Writing on, Ross Douthat summed it up: “The film is a study in the contrast between homosexuality and heterosexuality, and the former is–almost without exception–presented as preferable to the latter, as purer and more beautiful, and ultimately as more authentically masculine.”

Mainstream gay cinema is trying to tell stories through a heterosexual prism, complete with monogamous partners and children. There are some–the promiscuous-but-loving gay couple on Six Feet Under comes to mind–written in a realistic manner. But most gay characters fail to tell authentic gay stories, let alone universal love stories. Which is to be expected, given the many obvious and some fundamental differences between homosexual and heterosexual love.

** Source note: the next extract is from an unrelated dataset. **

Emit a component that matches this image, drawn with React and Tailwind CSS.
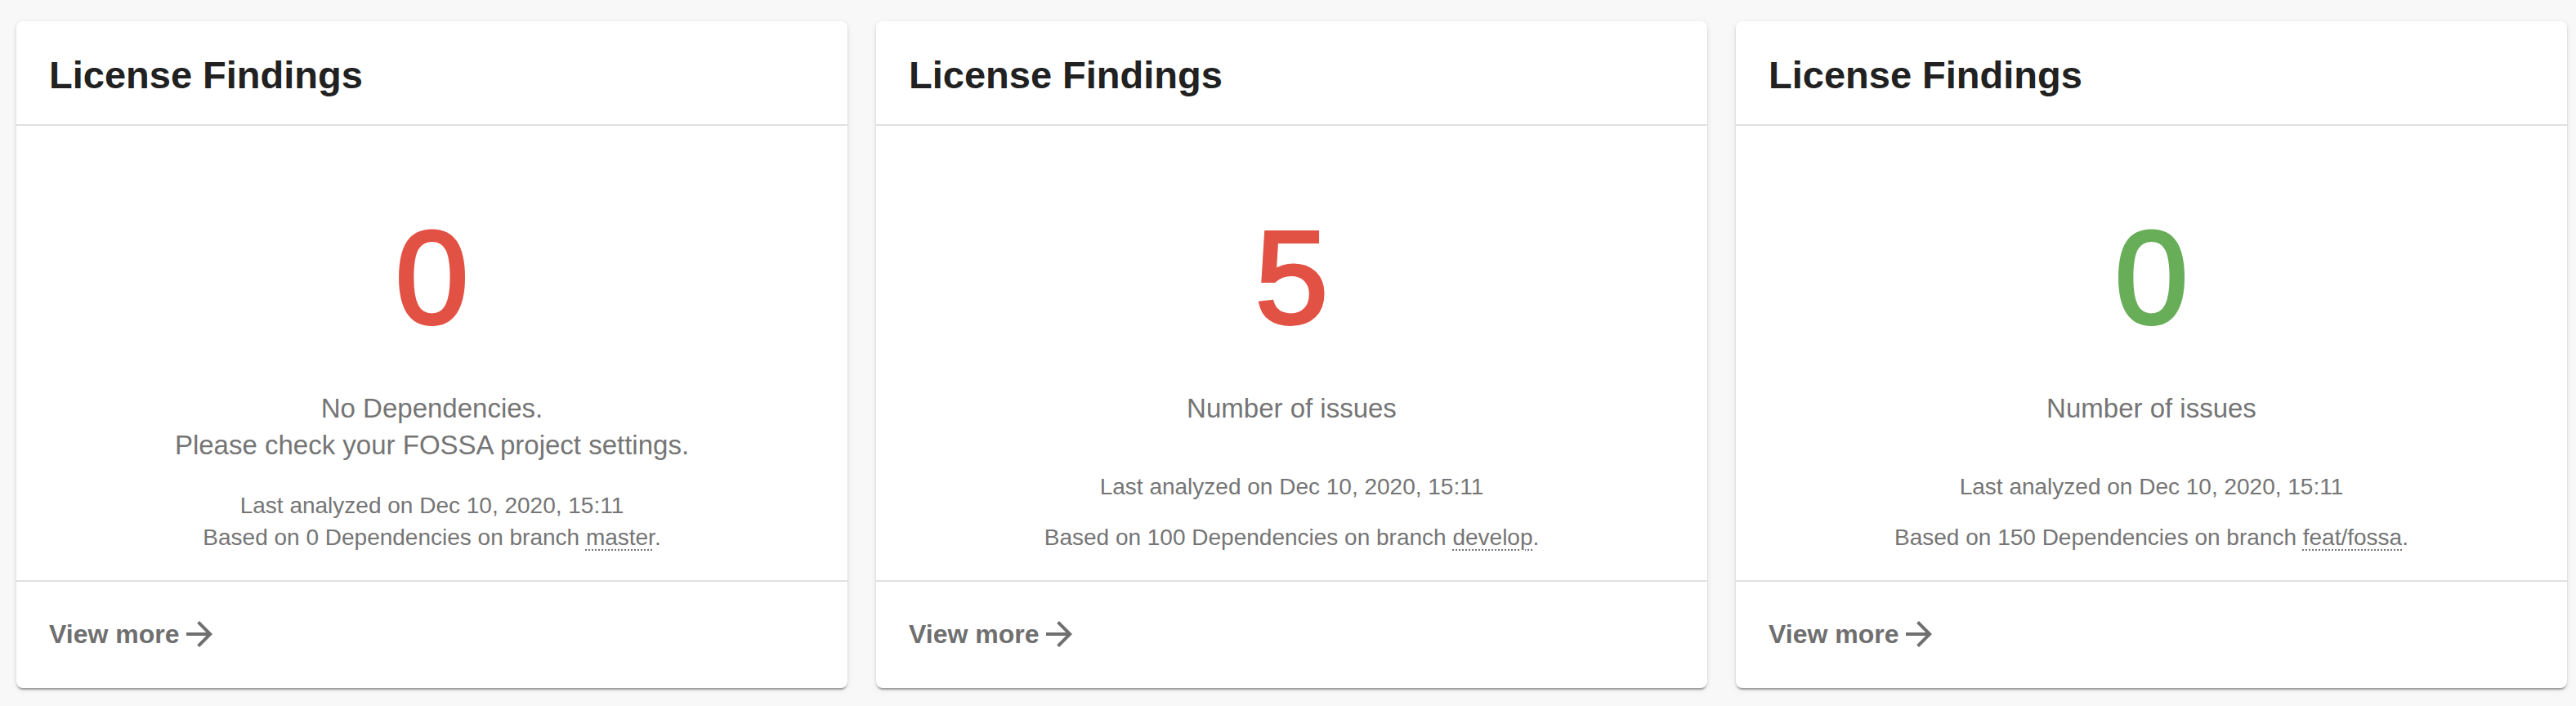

Lee Edelman, author of No Future: Queer Theory and the Death Drive, argues that homosexuality’s inherent lack of reproduction should be embraced as a social good. But with gay parenting on the rise and Rosie O’Donnell making documentaries lauding growing gay families, it can be hard to remember that the future of the species depends on heterosexual procreation. It may be a brave new world, but most of the time, it still takes man juice, one hot momma’s ovum, and a Luther Vandross CD to make babies.

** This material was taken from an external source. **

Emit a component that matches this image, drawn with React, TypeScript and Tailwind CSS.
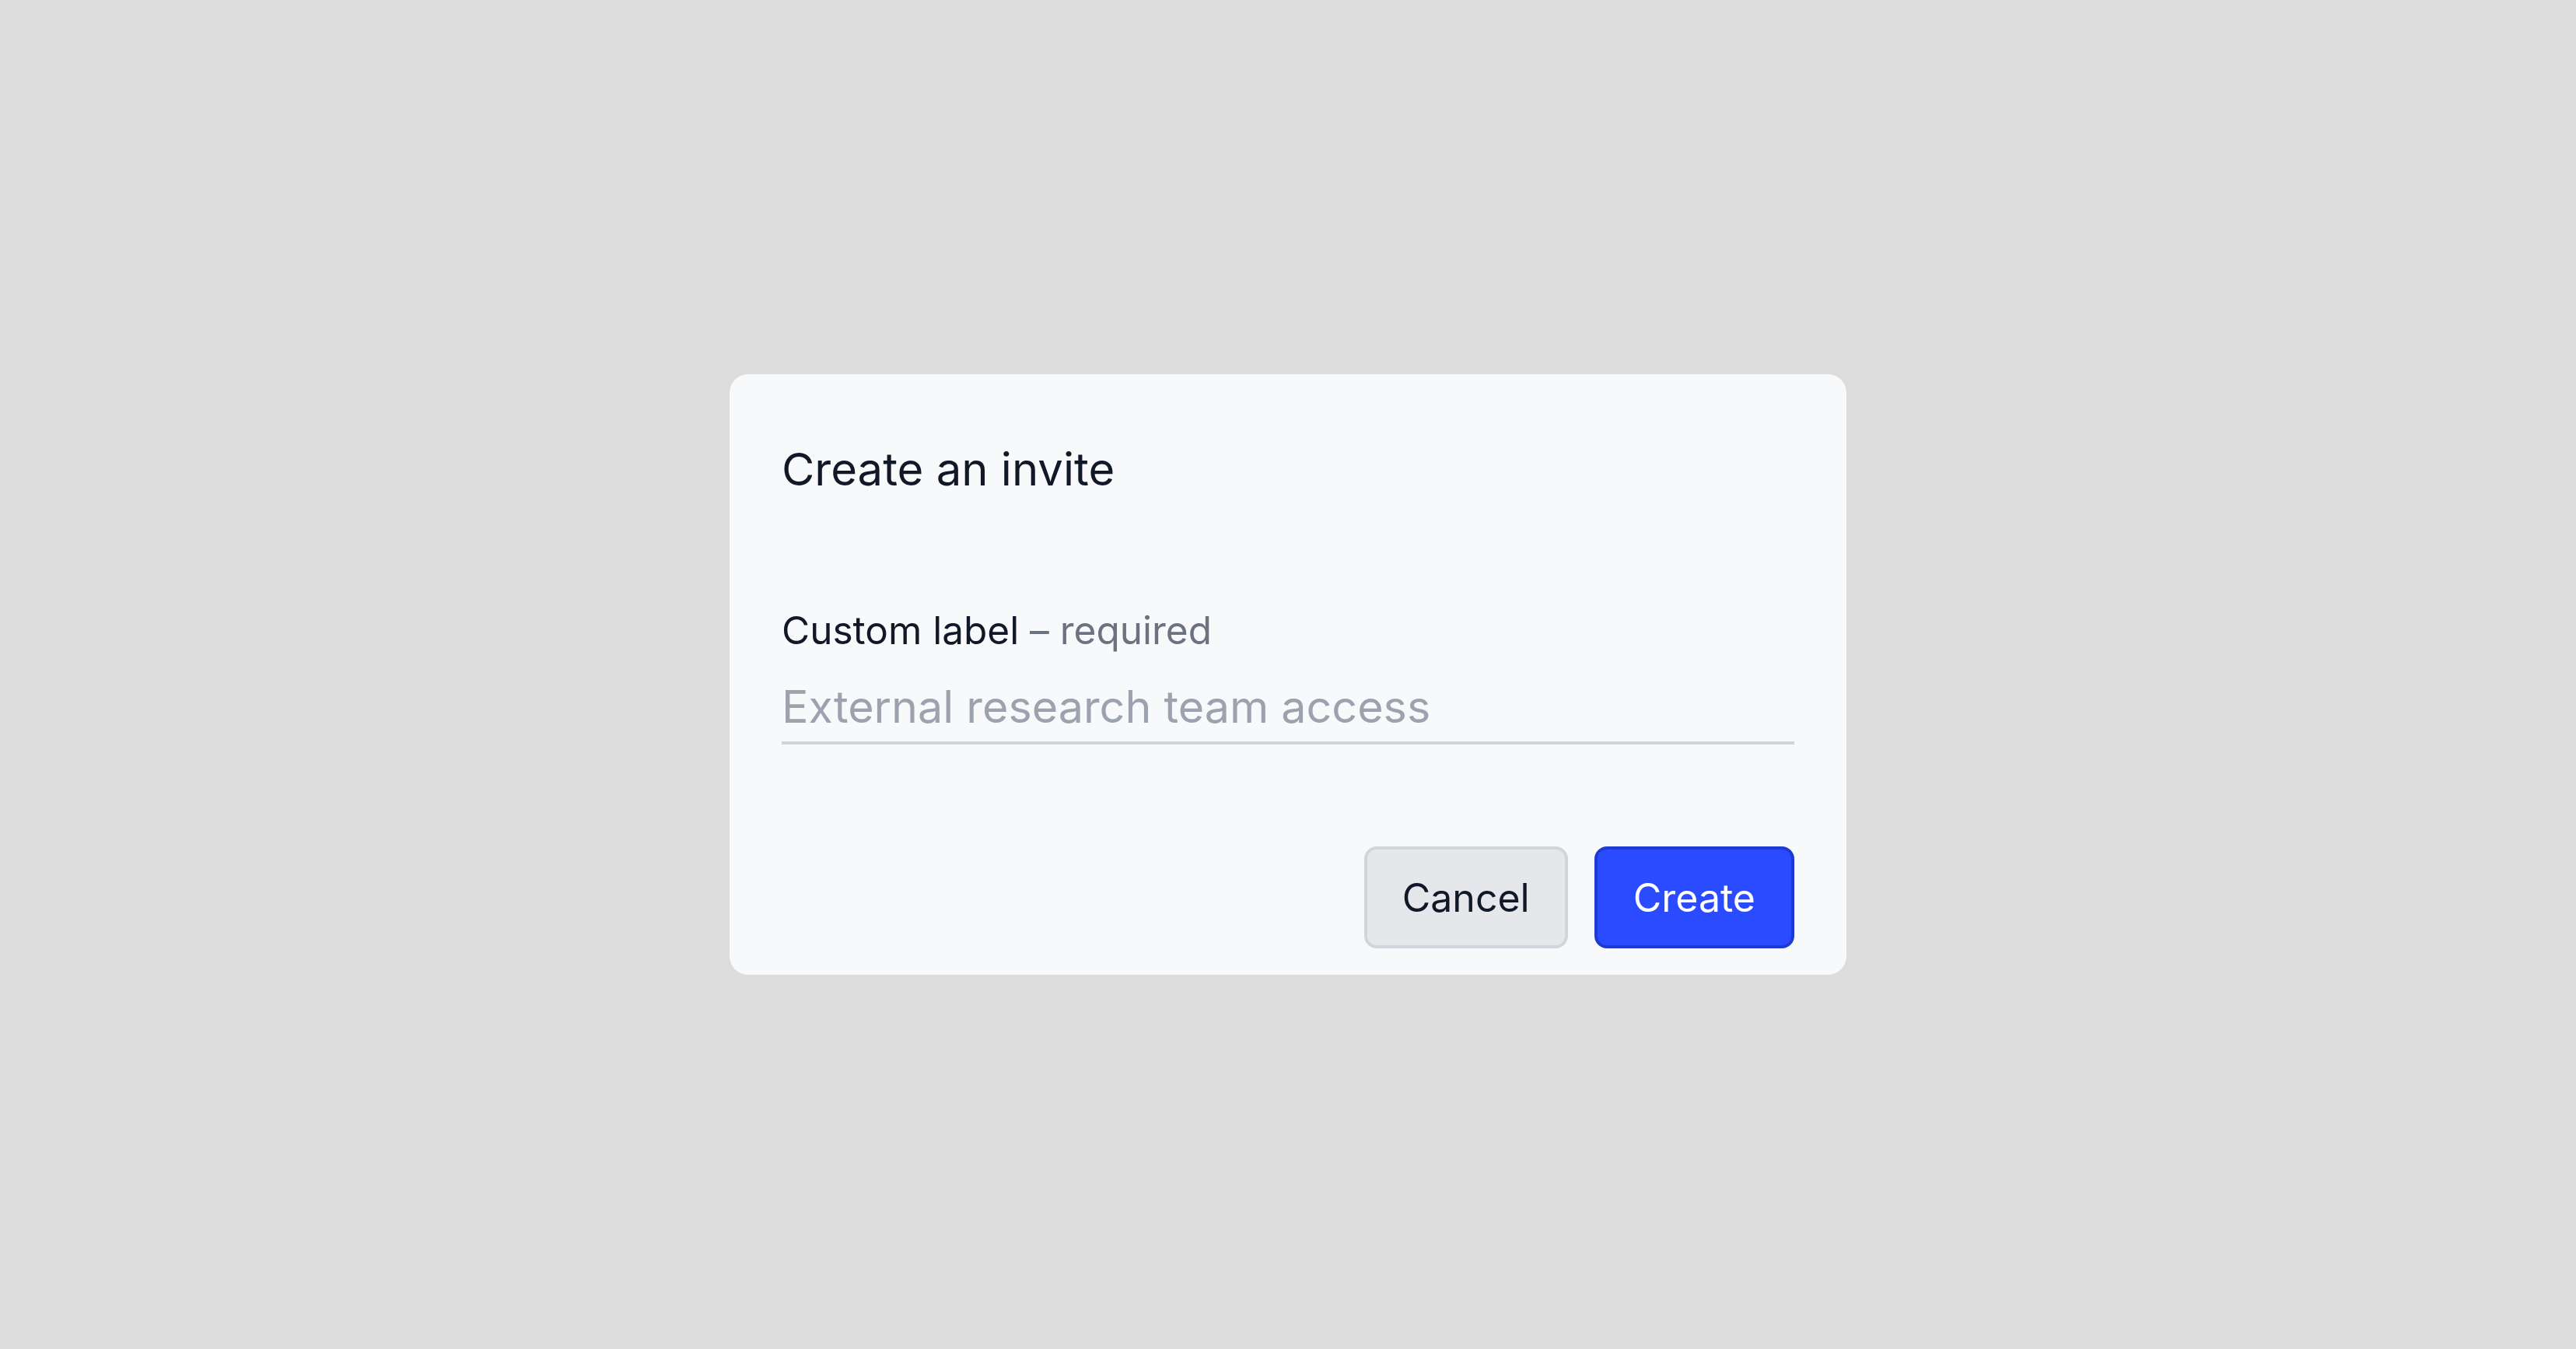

That Brokeback Mountain is merely a gay twist on what more than one critic called a conventional heterosexual love story is telling. Anything more explicitly gay would have turned off hordes of male audience members and been profoundly marginalizing to women, who have no meaningful role–again, other than as babymakers–in the world of male homosexuality.

So when Brokeback Mountain 2: The Return of the Cowpoke premieres, count me out. I’ll be at home watching my worn out VHS tape of To Have and To Have Not. Sure, it’s 60 years old, but it’s sexy as hell and at least it’s about one man and one woman who love each other. By contemporary standards that makes it exotic.

Mollie Ziegler is a writer in Washington.